Abbiamo partecipato in tre IdR di Parma (Rossana Frigeri, Carla Mantelli, Matteo Pelloni) al convegno IRC “Educar-ci nei processi di apprendimento” svoltosi a Roma il 5-6 marzo scorso. Il soggetto promotore era la Pontificia Università Salesiana che da molti anni si occupa della nostra disciplina pubblicando testi e offrendo agli insegnanti occasioni formative. Per avere un’idea dell’attività all’interno del quale il convegno si inseriva si può visitare il sito www.pedagogiareligiosa.it  dove si trovano anche tutte le relazioni presentate.

Ci siamo riproposti di raccontare qualcosa del Convegno al prossimo incontro di aggiornamento che si svolgerà in aprile. Per il momento mi limito a riportare alcune osservazioni e riflessioni “a margine”

L’ambiente salesiano di Roma è decisamente internazionale ed è stato molto bello potersi confrontare con preti coreani, studenti colombiani, insegnanti reduci da decenni in Africa, suore albanesi…

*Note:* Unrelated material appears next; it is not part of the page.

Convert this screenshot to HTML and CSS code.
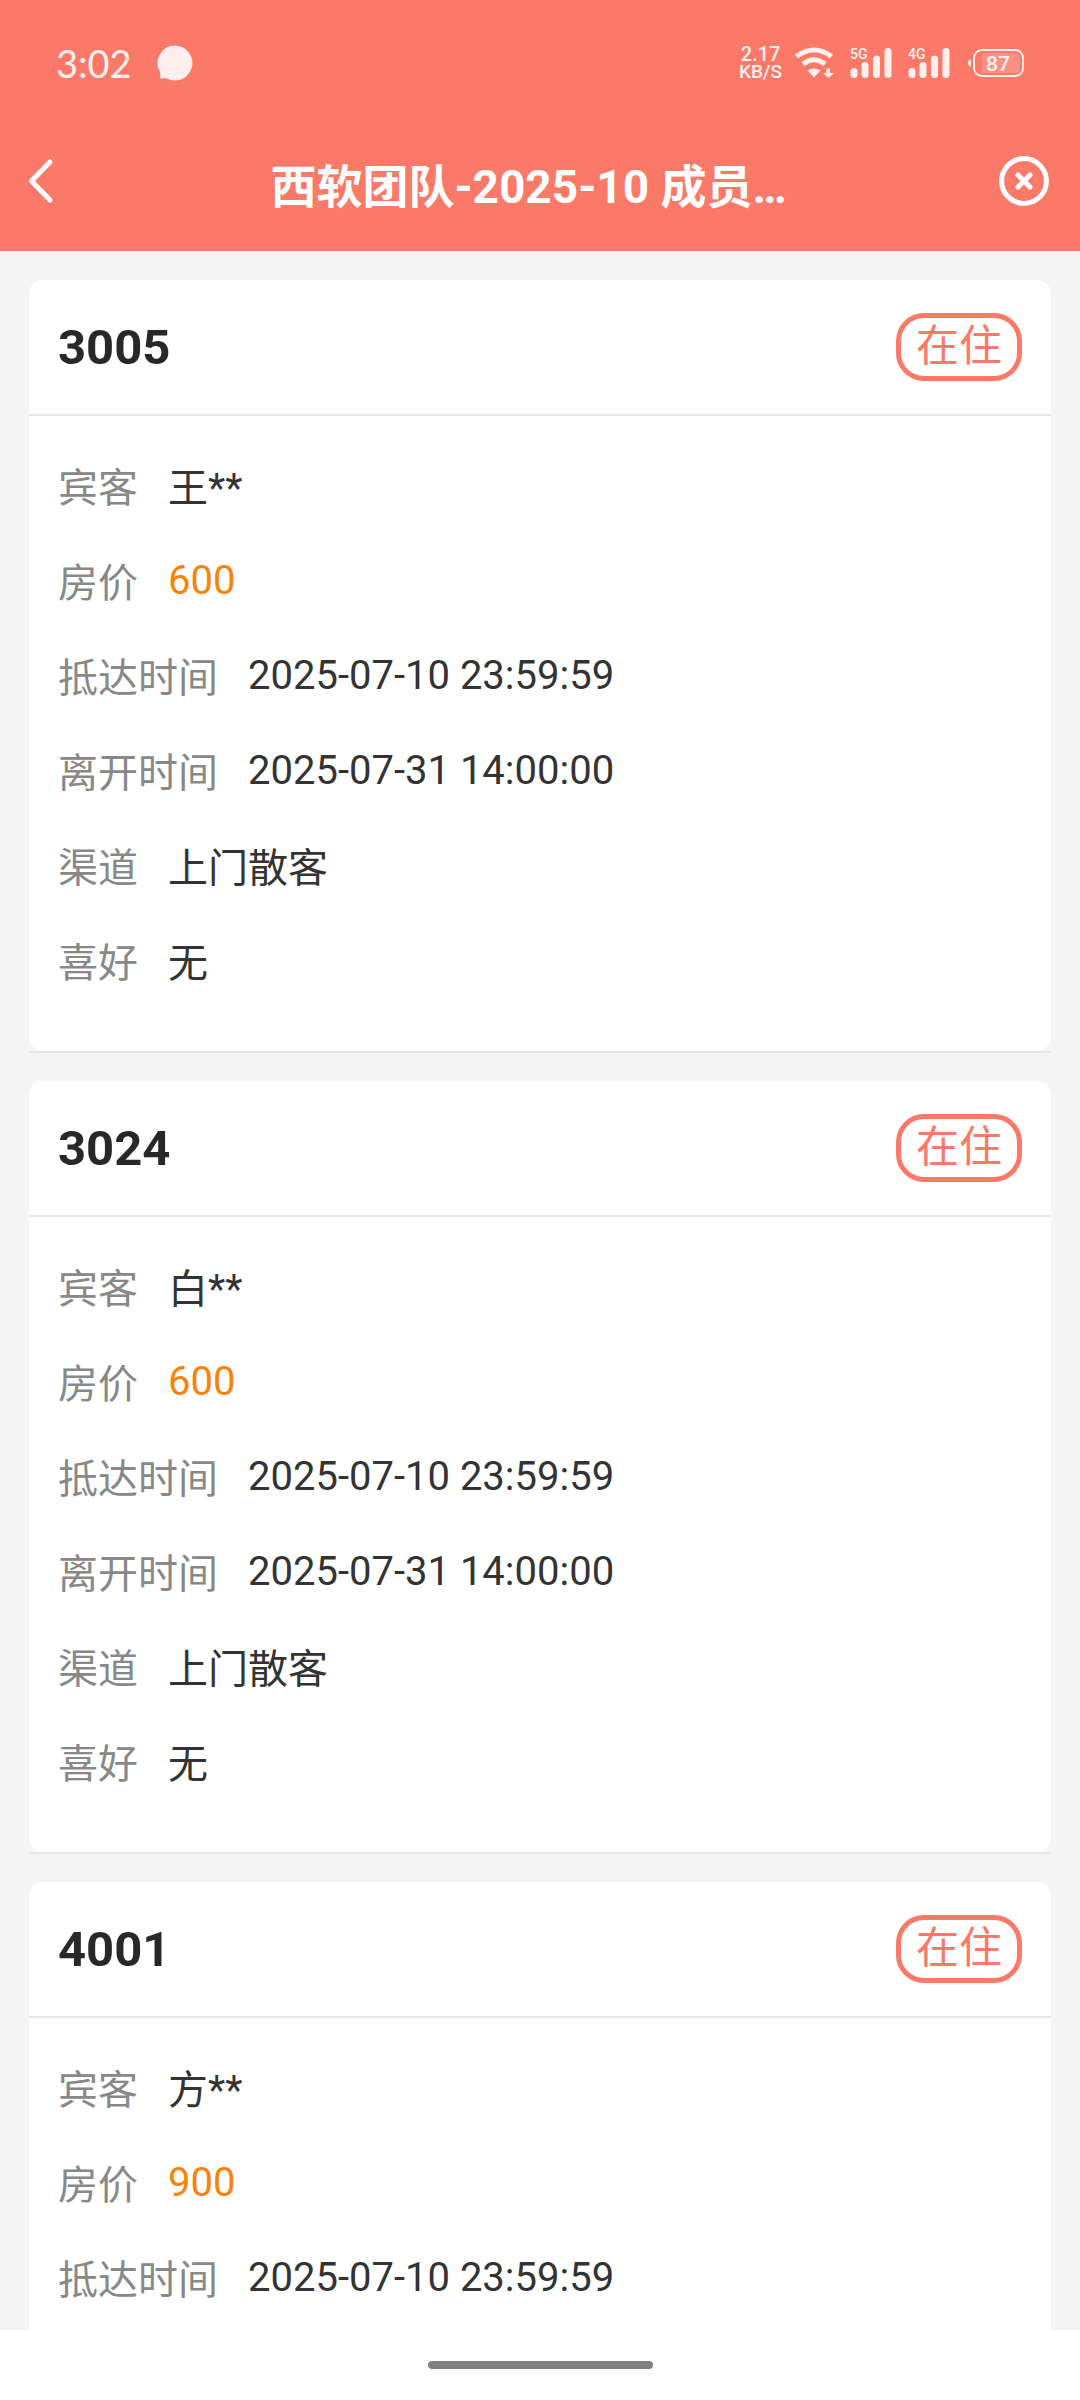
FILE: index.html
```html
<!DOCTYPE html>
<html lang="zh-CN">
<head>
<meta charset="utf-8">
<meta name="viewport" content="width=device-width, initial-scale=1">
<title>西软团队-2025-10 成员…</title>
<link rel="stylesheet" href="styles.css">
</head>
<body>
<div class="app">
  <header class="top">
    <div class="status">
      <span class="clock">3:02</span>
      <svg class="bubble" width="36" height="36" viewBox="0 0 36 36" aria-hidden="true"><path d="M18 0.5A17.5 17.5 0 1 1 10 33.6Q7 33 3 33.5Q3.8 30 3 27A17.5 17.5 0 0 1 18 0.5Z"/></svg>
      <div class="tray">
        <div class="speed"><span class="rate">2.17</span><span class="unit">KB/S</span></div>
        <svg class="wifi" width="40" height="32" viewBox="0 0 40 32" aria-hidden="true">
          <path class="line" d="M2.5 9.5Q20-3.500 37.500 9.500"/>
          <path class="line" d="M9 17Q20 8.500 31 17"/>
          <path d="M13.500 23.500Q20 19.500 26.500 23.500L20 30.500Z"/>
          <path d="M32.500 21.500h3.500v4.500h4l-5.500 5-5.500-5h3.500z"/>
        </svg>
        <svg class="signal" width="42" height="32" viewBox="0 0 42 32" aria-hidden="true">
          <text x="0" y="12">5G</text>
          <rect x="0.500" y="21" width="7" height="10" rx="3.500"/><rect x="11.500" y="15" width="7" height="16" rx="3.500"/><rect x="23" y="8.500" width="7" height="22.500" rx="3.500"/><rect x="34.500" y="1" width="7" height="30" rx="3.500"/>
        </svg>
        <svg class="signal" width="42" height="32" viewBox="0 0 42 32" aria-hidden="true">
          <text x="0" y="12">4G</text>
          <rect x="0.500" y="21" width="7" height="10" rx="3.500"/><rect x="11.500" y="15" width="7" height="16" rx="3.500"/><rect x="23" y="8.500" width="7" height="22.500" rx="3.500"/><rect x="34.500" y="1" width="7" height="30" rx="3.500"/>
        </svg>
        <svg class="battery" width="56" height="28" viewBox="0 0 56 28" aria-hidden="true">
          <path d="M3 10.500v7Q0 17 0 14T3 10.500Z"/>
          <rect class="shell" x="6" y="1" width="49" height="26" rx="8"/>
          <path class="level" d="M14 4h33q5 0 5 5v10q0 5-5 5H14Z"/>
          <text x="30" y="22" text-anchor="middle">87</text>
        </svg>
      </div>
    </div>
    <nav class="bar">
      <button class="icon-btn" type="button" aria-label="返回"><svg width="30" height="50" viewBox="0 0 30 50"><path d="M22 6L3.500 25 22 44"/></svg></button>
      <h1 class="title">西软团队-2025-10 成员…</h1>
      <button class="icon-btn" type="button" aria-label="关闭"><svg width="50" height="50" viewBox="0 0 50 50"><circle cx="25" cy="25" r="22.400"/><path d="M19 19L31 31M31 19L19 31"/></svg></button>
    </nav>
  </header>

  <main class="scroll">
    <ul class="rooms">
      <li class="room">
        <article class="card">
          <div class="head"><h2 class="number">3005</h2><span class="badge">在住</span></div>
          <dl class="info">
            <div class="row"><dt>宾客</dt><dd>王**</dd></div>
            <div class="row"><dt>房价</dt><dd class="price">600</dd></div>
            <div class="row"><dt>抵达时间</dt><dd>2025-07-10 23:59:59</dd></div>
            <div class="row"><dt>离开时间</dt><dd>2025-07-31 14:00:00</dd></div>
            <div class="row"><dt>渠道</dt><dd>上门散客</dd></div>
            <div class="row"><dt>喜好</dt><dd>无</dd></div>
          </dl>
        </article>
      </li>
      <li class="room">
        <article class="card">
          <div class="head"><h2 class="number">3024</h2><span class="badge">在住</span></div>
          <dl class="info">
            <div class="row"><dt>宾客</dt><dd>白**</dd></div>
            <div class="row"><dt>房价</dt><dd class="price">600</dd></div>
            <div class="row"><dt>抵达时间</dt><dd>2025-07-10 23:59:59</dd></div>
            <div class="row"><dt>离开时间</dt><dd>2025-07-31 14:00:00</dd></div>
            <div class="row"><dt>渠道</dt><dd>上门散客</dd></div>
            <div class="row"><dt>喜好</dt><dd>无</dd></div>
          </dl>
        </article>
      </li>
      <li class="room">
        <article class="card">
          <div class="head"><h2 class="number">4001</h2><span class="badge">在住</span></div>
          <dl class="info">
            <div class="row"><dt>宾客</dt><dd>方**</dd></div>
            <div class="row"><dt>房价</dt><dd class="price">900</dd></div>
            <div class="row"><dt>抵达时间</dt><dd>2025-07-10 23:59:59</dd></div>
          </dl>
        </article>
      </li>
    </ul>
  </main>

  <footer class="home"><span class="pill"></span></footer>
</div>
</body>
</html>
```
FILE: styles.css
```css
* {
  box-sizing: border-box;
}

body {
  margin: 0;
  background: #f4f4f4;
  color: #333;
  font-family: Roboto, "Noto Sans CJK SC", sans-serif;
  font-size: 40px;
}

h1, h2, ul, dl, dd {
  margin: 0;
  padding: 0;
}

.app {
  display: flex;
  flex-direction: column;
  height: 100vh;
}

/* Header */
.top {
  flex: none;
  background: #fb7968;
  color: #fff;
}

.status {
  display: flex;
  align-items: center;
  height: 126px;
  padding: 0 56px;
  color: #fff0ee;
  fill: #fff0ee;
}

.clock {
  font-family: Lato, sans-serif;
  font-size: 38px;
  line-height: 48px;
}

.bubble {
  margin-left: 25px;
}

.tray {
  display: flex;
  align-items: center;
  gap: 16px;
  margin-left: auto;
}

.speed {
  display: flex;
  flex-direction: column;
  align-items: center;
  margin-right: -4px;
  font-weight: 500;
}

.rate {
  font-size: 20px;
  line-height: 17px;
}

.unit {
  font-size: 19px;
  line-height: 17px;
}

.wifi .line {
  fill: none;
  stroke: #fff0ee;
  stroke-width: 5;
}

.signal {
  overflow: visible;
}

.signal text {
  font-size: 14px;
  font-weight: 500;
}

.battery {
  margin-left: 2px;
}

.battery .shell {
  fill: none;
  stroke: #fff0ee;
  stroke-width: 2;
}

.battery .level {
  opacity: 0.2;
}

.battery text {
  font-size: 21px;
  font-weight: 500;
}

.bar {
  display: grid;
  grid-template-columns: auto 1fr auto;
  align-items: center;
  height: 125px;
  padding: 0 31px 16px 28px;
}

.icon-btn {
  display: flex;
  padding: 0;
  border: 0;
  background: none;
  cursor: pointer;
}

.icon-btn svg {
  fill: none;
  stroke: #fff;
  stroke-width: 5;
  stroke-linecap: round;
  stroke-linejoin: round;
}

.title {
  padding-top: 4px;
  overflow: hidden;
  font-size: 46px;
  font-weight: 700;
  text-align: center;
  text-overflow: ellipsis;
  white-space: nowrap;
}

/* Room list */
.scroll {
  flex: 1;
  min-height: 0;
  overflow: hidden auto;
  scrollbar-width: none;
}

.rooms {
  display: flex;
  flex-direction: column;
  gap: 28px;
  padding: 29px;
  list-style: none;
}

.room {
  border-bottom: 2px solid #e6e6e6;
}

.card {
  border-radius: 14px;
  background: #fff;
}

.head {
  display: flex;
  align-items: center;
  justify-content: space-between;
  height: 136px;
  padding: 0 29px;
  border-bottom: 2px solid #e6e6e6;
}

.number {
  color: #282828;
  font-size: 49px;
  font-weight: 700;
}

.badge {
  padding: 0 15px 2px;
  border: 5px solid #fb7968;
  border-radius: 28px;
  color: #fb7968;
  font-size: 43px;
  line-height: 56px;
}

.info {
  display: flex;
  flex-direction: column;
  gap: 37px;
  padding: 40px 29px 62px;
}

.row {
  display: flex;
  align-items: center;
  gap: 30px;
}

.row dt {
  color: #888;
}

.price {
  color: #fa8209;
}

/* Gesture area */
.home {
  display: flex;
  flex: none;
  align-items: center;
  justify-content: center;
  height: 70px;
  background: #fff;
}

.pill {
  width: 225px;
  height: 8px;
  border-radius: 4px;
  background: #808080;
}
```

I relatori (tutti uomini, tranne le conduttrici di un paio di gruppi) hanno approfondito il rapporto tra educazione e insegnamento-apprendimento, tra pedagogia e didattica; hanno toccato il tema della certificazione delle competenze e definito il quadro europeo all’interno del quale si trova l’IRC italiano; infine, con la relazione di Sergio Cicatelli, è stata presentata la ricerca (in via di conclusione) sugli apprendimenti in Religione Cattolica: una specie di prova INVALSI per l’IRC.

Nonostante la questione non fosse oggetto del convegno, una domanda trasversale aleggiava più o meno esplicitamente in molti interventi: ha ancora senso un IRC come è impostato ora in Italia? Ha ancora senso che l’insegnamento religioso offerto dalla scuola italiana sia di contenuto confessionale, non obbligatorio, privo di possibilità concreta di valutazione? In base agli interventi di diversi relatori e di qualche partecipante la risposta sembrerebbe negativa anche perché è stato ripetuto più volte che l’Europa va verso un insegnamento della religione senza “c”, cioè non confessionale e obbligatorio per tutti. Un prete reduce da decenni passati in alcuni Paesi africani si stupiva che in Italia si facciano tanti sforzi nella formazione di IdR, nella definizione di contenuti e strategie didattiche…”per una materia che non conta niente!”. In Africa le scuole statali prevedono l’insegnamento di Scienze Religiose, obbligatorio e valutato come tutte le altre discipline. Stessa scelta è stata fatta recentemente in Colombia. L’Italia dunque è arretrata rispetto all’Europa e al resto del mondo?

I partecipanti non sembravano concordi. Modificare l’attuale assetto appare a molti come troppo rischioso perché nessuno può garantire che si raggiungerebbe un equilibrio migliore, cioè più adatto a rispondere alla domanda di istruzione/educazione religiosa di cui si sente tanto bisogno nelle nostre società a marcato pluralismo religioso.

A proposito di quest’ultima questione ha colpito un’affermazione di Cicatelli. La ricerca sugli apprendimenti nell’IRC, ha detto, utilizza come base le indicazioni nazionali per la disciplina perché è a quelle che ogni IdR si deve attenere. E già questo potrebbe non essere scontato. Di seguito inoltre, a chi ha espresso il dubbio che le Indicazioni siano eccessivamente “cattolicocentriche” Cicatelli ha risposto che a suo parere i riferimenti al pluralismo religioso in esse sono al contrario “eccessivi”. Sarebbe davvero interessante analizzare insieme le Indicazioni e verificare:

1. In che modo ne teniamo conto nella concreta attività di aula;

2. Se davvero contengono riferimenti “eccessivi” al pluralismo religioso.